INFORMATION SUPPLIED:
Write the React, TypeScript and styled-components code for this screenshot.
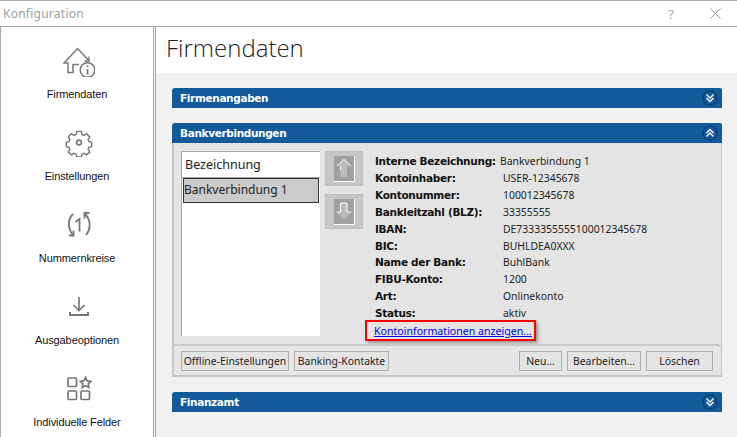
import React from 'react';
import styled, { createGlobalStyle } from 'styled-components';

const Global = createGlobalStyle`
  html, body { margin: 0; padding: 0; background: #fff; overflow: hidden; }
  * { box-sizing: border-box; }
`;
const Window = styled.div`
  width: 737px; height: 437px; display: flex; flex-direction: column; overflow: hidden;
  font-family: "Noto Sans", "Liberation Sans", sans-serif; color: #111; background: #fff;
`;
const TitleBar = styled.header`
  height: 27px; flex: none; display: flex; align-items: center; padding: 0 16px 0 3px;
  border-top: 1px solid #aaa; border-bottom: 1px solid #a8a8a8;
  color: #a0a0a0; font-size: 12px;
`;
const TitleText = styled.span`flex: 1; letter-spacing: .25px;`;
const HelpMark = styled.span`font-size: 13px; margin-right: 36px; color: #a8a8a8;`;
const Body = styled.div`flex: 1; display: flex; min-height: 0;`;
const Sidebar = styled.nav`
  width: 154px; flex: none; border-left: 1px solid #a8a8a8; border-right: 1px solid #a8a8a8;
  display: flex; flex-direction: column; align-items: center; padding-top: 17px; margin-right: 1px;
`;
const NavItem = styled.div`
  height: 82px; flex: none; width: 100%; display: flex; flex-direction: column; align-items: center; color: #111;
`;
const NavIcon = styled.div`height: 34px; width: 34px; display: flex; align-items: center; justify-content: center; color: #777; margin-left: 3px;`;
const NavLabel = styled.span`font: 11px/15px "Liberation Sans", sans-serif; letter-spacing: -.1px; margin-top: 9px; white-space: nowrap;`;
const Main = styled.main`flex: 1; border-left: 1px solid #a8a8a8; display: flex; flex-direction: column; min-width: 0;`;
const PageHeader = styled.div`height: 46px; flex: none; padding: 4px 0 0 10px; background: #fff;`;
const PageTitle = styled.h1`margin: 0; font: 300 24px/34px "Open Sans", sans-serif; color: #222;`;
const Content = styled.div`flex: 1; background: #f1f1f1; padding: 15px 15px 0 16px; display: flex; flex-direction: column; gap: 15px;`;
const Panel = styled.section`display: flex; flex-direction: column;`;
const PanelHead = styled.div`
  height: 20px; background: #135a9a; border-radius: 3px 2px 0 0; display: flex; align-items: center; justify-content: space-between;
  padding: 0 4px 0 8px; color: #fff; font: 700 10.5px "DejaVu Sans", sans-serif; letter-spacing: -.35px;
`;
const PanelBody = styled.div`
  background: #e4e4e4; border: 1px solid #c4c4c4; border-width: 0 1px 2px 2px; height: 234px; display: flex; flex-direction: column;
`;
const Upper = styled.div`height: 201px; flex: none; display: flex; padding: 8px 0 0 7px;`;
const ListBox = styled.div`
  width: 139px; height: 185px; background: #fff; border: 1px solid #a8a8a8; border-width: 1px 0 0 1px; flex: none;
`;
const ListHead = styled.div`height: 26px; padding-left: 3px; font-size: 12.5px; line-height: 25px; border-bottom: 1px solid #a0a0a0; color: #222;`;
const ListRow = styled.div`height: 25px; margin: 0 1px 0 1px; background: #cbcbcb; border: 1px solid #333; font-size: 12px; line-height: 22px; color: #222;`;
const Movers = styled.div`display: flex; flex-direction: column; gap: 8px; margin-left: 5px; flex: none;`;
const MoveBtn = styled.div`width: 38px; height: 35px; background: #c6c6c6; border: 1px solid #bcbcbc; display: flex; align-items: center; justify-content: center;`;
const Details = styled.div`margin-left: 12px; display: flex; flex-direction: column; padding-top: 2px;`;
const Grid = styled.dl`margin: 0; display: grid; grid-template-columns: 128px auto; grid-auto-rows: 16.85px; align-items: center;`;
const Term = styled.dt`font: 700 10.5px "DejaVu Sans", sans-serif; letter-spacing: -.3px; white-space: nowrap; color: #111;`;
const Value = styled.dd<{ $shift?: boolean }>`margin: 0 0 0 ${p => (p.$shift ? '-3px' : '0')}; font: 10.4px "Noto Sans", sans-serif; white-space: nowrap; color: #222;`;
const LinkBox = styled.div`
  margin: -1px 0 0 -10px; width: 171px; height: 21px; border: 2px solid #f00; box-shadow: 2px 2px 3px rgba(0,0,0,.35);
  padding-left: 7px; display: flex; align-items: center;
`;
const InfoLink = styled.a`color: #0000e8; font: 10.6px "Noto Sans", sans-serif; text-decoration: underline; white-space: nowrap;`;
const Toolbar = styled.div`
  margin-left: -1px; flex: 1; border-top: 2px solid #c8c8c8; border-top-right-radius: 4px; border-left: 1px solid #c8c8c8;
  display: flex; align-items: center; padding: 0 8px 0 7px; gap: 5px; background: #e6e6e6;
`;
const Btn = styled.button<{ $w: number; $push?: boolean }>`
  width: ${p => p.$w}px; height: 20px; padding: 0; margin-left: ${p => (p.$push ? 'auto' : '0')};
  background: #e4e4e4; border: 1px solid #adadad; font: 10.4px "Noto Sans", sans-serif; color: #222; white-space: nowrap;
`;

const Toggle = ({ up }: { up?: boolean }) => (
  <svg width="16" height="16" viewBox="0 0 16 16" aria-hidden="true">
    <circle cx="8" cy="8" r="7" fill="#135a9a" stroke="#0a3460" />
    <path d={up ? 'M4.500 8 8 4.500 11.500 8M4.500 11.500 8 8l3.500 3.500' : 'M4.500 4.500 8 8l3.500-3.500M4.500 8 8 11.500 11.500 8'} fill="none" stroke="#fff" strokeWidth="1.400" />
  </svg>
);
const MoveIcon = ({ down }: { down?: boolean }) => (
  <svg width="21" height="26" viewBox="0 0 21 26" aria-hidden="true">
    <rect width="20" height="25" fill="#a0a0a0" />
    <path d="M20.500 0v25.500H0" fill="none" stroke="#fff" />
    {down ? (
      <>
        <path d="M6.500 4h6.500v9h4.500L10 21l-7.500-8h4z" fill="#bcbcbc" />
        <path d="M2.500 13h4V4h6.500v9h4.500" fill="none" stroke="#fff" />
      </>
    ) : (
      <>
        <path d="M6.500 21V10H3l7-6.500 7 6.500h-4v11z" fill="#bcbcbc" />
        <path d="M3 10l7-6.500 7 6.500M6.500 10v4" fill="none" stroke="#fff" />
      </>
    )}
  </svg>
);
const HouseIcon = () => (
  <svg width="32" height="32" viewBox="0 -2 32 32" fill="none" stroke="#777" strokeWidth="1.500" aria-hidden="true">
    <path d="M16 17.500h-6V25.500H5V16H1L14.500 1.500 26 13.500" />
    <path d="M26 9.500v4.500h-4.500" strokeWidth="1.300" />
    <circle cx="24.500" cy="23" r="7.300" />
    <path d="M24.500 22v5.500M24.500 18.500v1.500" strokeWidth="1.700" />
  </svg>
);
const GearIcon = () => (
  <svg width="28" height="28" viewBox="0 0 28 28" fill="none" stroke="#777" strokeWidth="1.600" aria-hidden="true">
    <path d="M11.500 2h5l.8 3.400 2.200 1 3-1.800 3.400 3.500-1.800 3 .9 2.100 3 .8v5l-3 .8-.9 2.200 1.800 3-3.400 3-3-1.600-2.200.9-.8 3h-5l-.8-3-2.200-.9-3 1.600-3.400-3 1.800-3-.9-2.200-3-.8v-5l3-.8.9-2.100-1.800-3 3.400-3.500 3 1.800 2.200-1z" transform="translate(1.400 .6) scale(.9)" />
    <circle cx="14" cy="13.500" r="2.400" />
  </svg>
);
const CycleIcon = () => (
  <svg width="28" height="28" viewBox="0 0 28 28" fill="none" stroke="#777" strokeWidth="1.800" aria-hidden="true">
    <path d="M8 3C2 9 3 18 8 24M20 3C26 9 26 18 21 24" />
    <path d="M8.500 19.500v5H4M19.500 7.500v-5.500H24.500" />
    <path d="M10.500 11l4-3V20.500" />
  </svg>
);
const DownloadIcon = () => (
  <svg width="24" height="24" viewBox="0 0 24 24" fill="none" stroke="#777" strokeWidth="1.700" aria-hidden="true">
    <path d="M12 2v13M6.500 10l5.500 5.500 5.500-5.500" />
    <path d="M3 17v3h18v-3" strokeWidth="2" />
  </svg>
);
const FieldsIcon = () => (
  <svg width="26" height="26" viewBox="0 0 26 26" fill="none" stroke="#777" strokeWidth="1.700" aria-hidden="true">
    <rect x="2" y="2" width="8.500" height="8.500" rx="1" />
    <rect x="2" y="15" width="8.500" height="8.500" rx="1" />
    <rect x="15" y="15" width="8.500" height="8.500" rx="1" />
    <path d="m19.500 1.500 1.700 3.400 3.600.5-2.600 2.500.7 3.600-3.400-1.800-3.200 1.800.6-3.600-2.600-2.500 3.600-.5z" />
  </svg>
);

const nav = [
  { label: 'Firmendaten', icon: <HouseIcon /> },
  { label: 'Einstellungen', icon: <GearIcon /> },
  { label: 'Nummernkreise', icon: <CycleIcon /> },
  { label: 'Ausgabeoptionen', icon: <DownloadIcon /> },
  { label: 'Individuelle Felder', icon: <FieldsIcon /> },
];
const details = [
  ['Interne Bezeichnung:', 'Bankverbindung 1'],
  ['Kontoinhaber:', 'USER-12345678'],
  ['Kontonummer:', '100012345678'],
  ['Bankleitzahl (BLZ):', '33355555'],
  ['IBAN:', 'DE7333355555100012345678'],
  ['BIC:', 'BUHLDEA0XXX'],
  ['Name der Bank:', 'BuhlBank'],
  ['FIBU-Konto:', '1200'],
  ['Art:', 'Onlinekonto'],
  ['Status:', 'aktiv'],
];

export default function App() {
  return (
    <Window>
      <Global />
      <TitleBar>
        <TitleText>Konfiguration</TitleText>
        <HelpMark>?</HelpMark>
        <svg width="11" height="11" viewBox="0 0 11 11" stroke="#999" aria-hidden="true"><path d="M.5.500l10 10M10.500.500l-10 10" /></svg>
      </TitleBar>
      <Body>
        <Sidebar>
          {nav.map(n => (
            <NavItem key={n.label}>
              <NavIcon>{n.icon}</NavIcon>
              <NavLabel>{n.label}</NavLabel>
            </NavItem>
          ))}
        </Sidebar>
        <Main>
          <PageHeader><PageTitle>Firmendaten</PageTitle></PageHeader>
          <Content>
            <Panel>
              <PanelHead>Firmenangaben<Toggle /></PanelHead>
            </Panel>
            <Panel>
              <PanelHead>Bankverbindungen<Toggle up /></PanelHead>
              <PanelBody>
                <Upper>
                  <ListBox>
                    <ListHead>Bezeichnung</ListHead>
                    <ListRow>Bankverbindung 1</ListRow>
                  </ListBox>
                  <Movers>
                    <MoveBtn><MoveIcon /></MoveBtn>
                    <MoveBtn><MoveIcon down /></MoveBtn>
                  </Movers>
                  <Details>
                    <Grid>
                      {details.map(([k, v], i) => (
                        <React.Fragment key={k}>
                          <Term>{k}</Term>
                          <Value $shift={i === 0}>{v}</Value>
                        </React.Fragment>
                      ))}
                    </Grid>
                    <LinkBox><InfoLink href="#">Kontoinformationen anzeigen...</InfoLink></LinkBox>
                  </Details>
                </Upper>
                <Toolbar>
                  <Btn $w={108}>Offline-Einstellungen</Btn>
                  <Btn $w={95}>Banking-Kontakte</Btn>
                  <Btn $w={43} $push>Neu...</Btn>
                  <Btn $w={74}>Bearbeiten...</Btn>
                  <Btn $w={67}>Löschen</Btn>
                </Toolbar>
              </PanelBody>
            </Panel>
            <Panel>
              <PanelHead>Finanzamt<Toggle /></PanelHead>
            </Panel>
          </Content>
        </Main>
      </Body>
    </Window>
  );
}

GOAL:
Pick out the lines that have the word "React". Copy them all.

RESPONSE FOR THIS EXERCISE:
Write the React, TypeScript and styled-components code for this screenshot.
import React from 'react';
                        <React.Fragment key={k}>
                        </React.Fragment>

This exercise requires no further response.